Publication Year: 1999

Source: http://dx.doi.org/10.1145/572183.572189

Journal: ACM SIGCAS Computers and Society

Volume: 29

Issue: 3

Categories: Technical Innovation, Qualitative, Entrepreneurship, Qualitative, Technical Innovation, Organizational Change, Entrepreneurship, Qualitative


Abstract

Thirty years of systematic empirically grounded research about IT and organizational change suggests that many organizations have trouble in readily changing their practices and structures to take effective advantage of IT. Research has found how it requires complex organizational work takes to get information systems "up and running." In addition, researchers have found that there are sometimes major differences between the ways that systems have been envisioned and how they are used in practice.


Critical Reflection

Discussion by Bjorn Burscher This article discusses the adoption of Information Systems by organizations.
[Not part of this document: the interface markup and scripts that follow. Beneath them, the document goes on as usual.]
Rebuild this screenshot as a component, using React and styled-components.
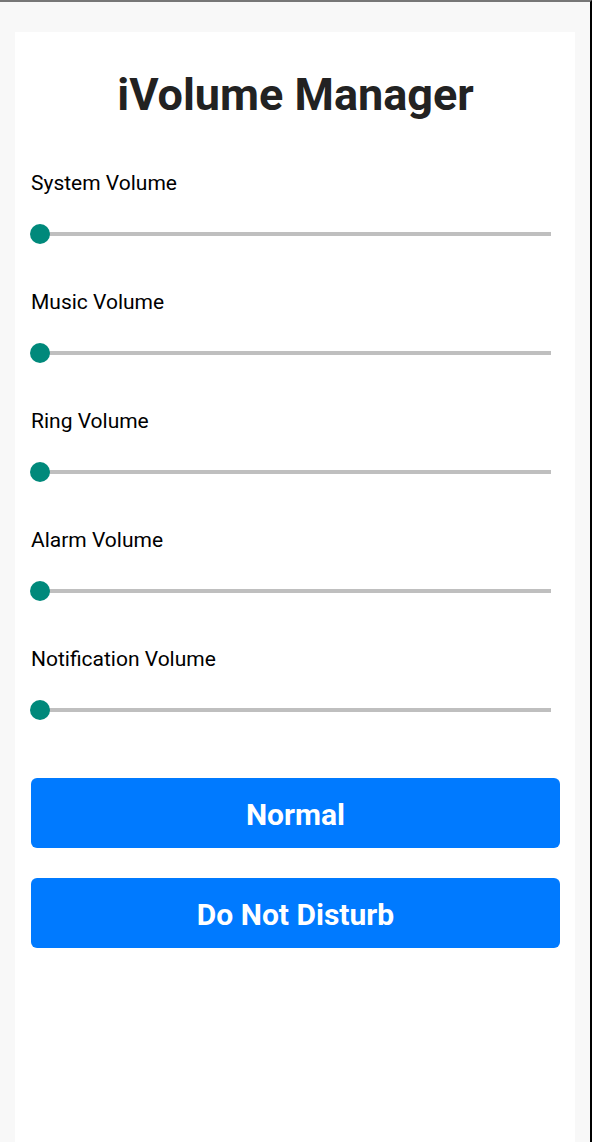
import React from "react";
import styled, { createGlobalStyle } from "styled-components";

const GlobalStyle = createGlobalStyle`
  html, body {
    margin: 0;
    padding: 0;
    background-color: #f8f8f8;
    font-family: Roboto, "Liberation Sans", sans-serif;
  }
`;

// outer frame with the thin window edges
const Frame = styled.div`
  box-sizing: border-box;
  height: 100vh;
  border-top: 2px solid #777;
  border-right: 2px solid #000;
  padding: 30px 15px 0 15px;
  display: flex;
`;
const Card = styled.div`
  flex: 1;
  background-color: #fff;
  padding: 24px 15px 16px 16px;
  display: flex;
  flex-direction: column;
`;
const Title = styled.h1`
  margin: 13px 0 0 0;
  font-size: 45px;
  line-height: 52px;
  font-weight: 700;
  color: #222;
  text-align: center;
`;
const Sections = styled.div`
  margin-top: 50px;
  display: flex;
  flex-direction: column;
  gap: 36px;
`;
const Section = styled.div`
  display: flex;
  flex-direction: column;
  gap: 19px;
`;
const Label = styled.div`
  font-size: 21px;
  line-height: 24px;
  color: #000;
`;
// slider: track with a round thumb on top
const SliderWrap = styled.div`
  position: relative;
  height: 40px;
  display: flex;
  align-items: center;
  padding: 0 9px 0 8px;
`;
const Track = styled.div`
  flex: 1;
  height: 4px;
  background-color: #bfbfbf;
`;
const Thumb = styled.div`
  position: absolute;
  left: ${({ value }) => value}%;
  top: 50%;
  width: 20px;
  height: 20px;
  margin-top: -10px;
  margin-left: -1px;
  border-radius: 50%;
  background-color: #00897b;
`;
const Buttons = styled.div`
  margin-top: 48px;
  display: flex;
  flex-direction: column;
  gap: 30px;
`;
const Button = styled.button`
  height: 70px;
  border: none;
  border-radius: 6px;
  background-color: #007aff;
  color: #fff;
  font-family: Roboto, "Liberation Sans", sans-serif;
  font-size: 30px;
  font-weight: 700;
  padding: 2px 0 0 0;
  cursor: pointer;
`;

const volumes = [
  "System Volume",
  "Music Volume",
  "Ring Volume",
  "Alarm Volume",
  "Notification Volume",
];

const Slider = ({ value }) => (
  <SliderWrap>
    <Track />
    <Thumb value={value} />
  </SliderWrap>
);

const App = () => {
  return (
    <>
      <GlobalStyle />
      <Frame>
        <Card>
          <Title>iVolume Manager</Title>
          <Sections>
            {volumes.map((name) => (
              <Section key={name}>
                <Label>{name}</Label>
                <Slider value={0} />
              </Section>
            ))}
          </Sections>
          <Buttons>
            <Button>Normal</Button>
            <Button>Do Not Disturb</Button>
          </Buttons>
        </Card>
      </Frame>
    </>
  );
};

export default App;
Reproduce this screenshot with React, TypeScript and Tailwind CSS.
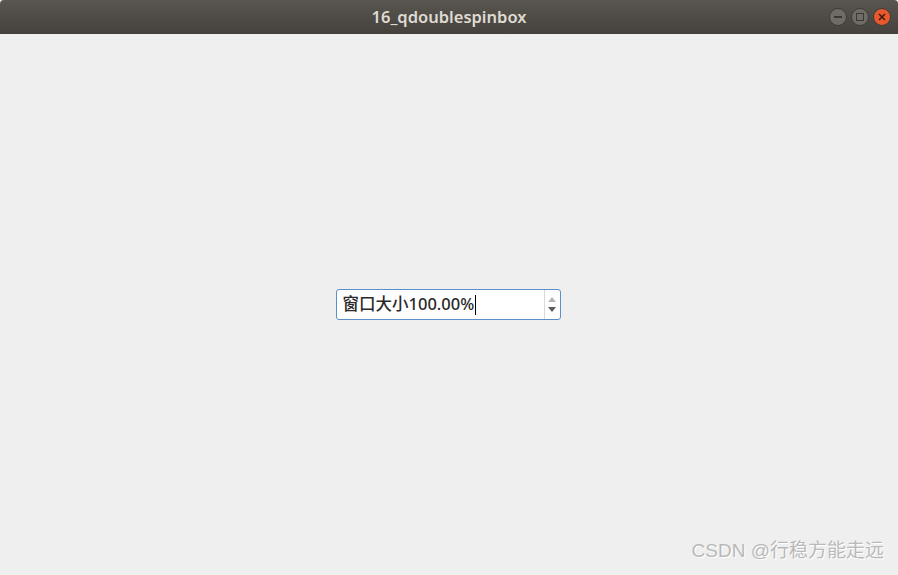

I like the idea that they take a social systems perspective on the innovation process. If you ask me, organizations are complex social systems possessing cultures. According to Rogers, "diffusion is the process by which an innovation is communicated through certain channels over time among the members of a social system". This process occurs over time. Thereby, social systems determine diffusion, norms on diffusion, roles of opinion leaders and change agents, types of innovation decisions, and innovation consequences. In their conclusion, the authors of the article ask, among others, the following question: 1. What are the organizational and social processes and technological opportunities~constraints that influence the ways that organizations "go digital" and how do these influence the development of new services, business viability, etc.? 2. What are the organizational and social processes that influence the ways that whole industries "go digital"? How can we understand differences between industries, such as travel versus steel manufacturing? The following factors, as defined by Rogers, might be of relevance to answering these questions:

  • Relative Advantage - How improved an innovation is over the previous generation.
  • Compatibility - The level of compatibility that an innovation has to be assimilated into an individual’s life.
  • Complexity - If the innovation is perceived as complicated or difficult to use, an individual is unlikely to adopt it.
  • Trialability - How easily an innovation may be experimented. If a user is able to test an innovation, the individual will be more likely to adopt it.
  • Observability - The extent that an innovation is visible to others. An innovation that is more visible will drive communication among the individual’s peers and personal networks and will in turn create more positive or negative reactions.

Innovations in the realm of IT are often highly complex and are not easily to experiment. That makes its implementation very risky. Besides, as complexity increases planned costs for the implementation might be higher than expected, because system development is likely to be characterized by problems leading to longer implementation times. This makes it also difficult to observe the advantages or savings to which the innovation leads.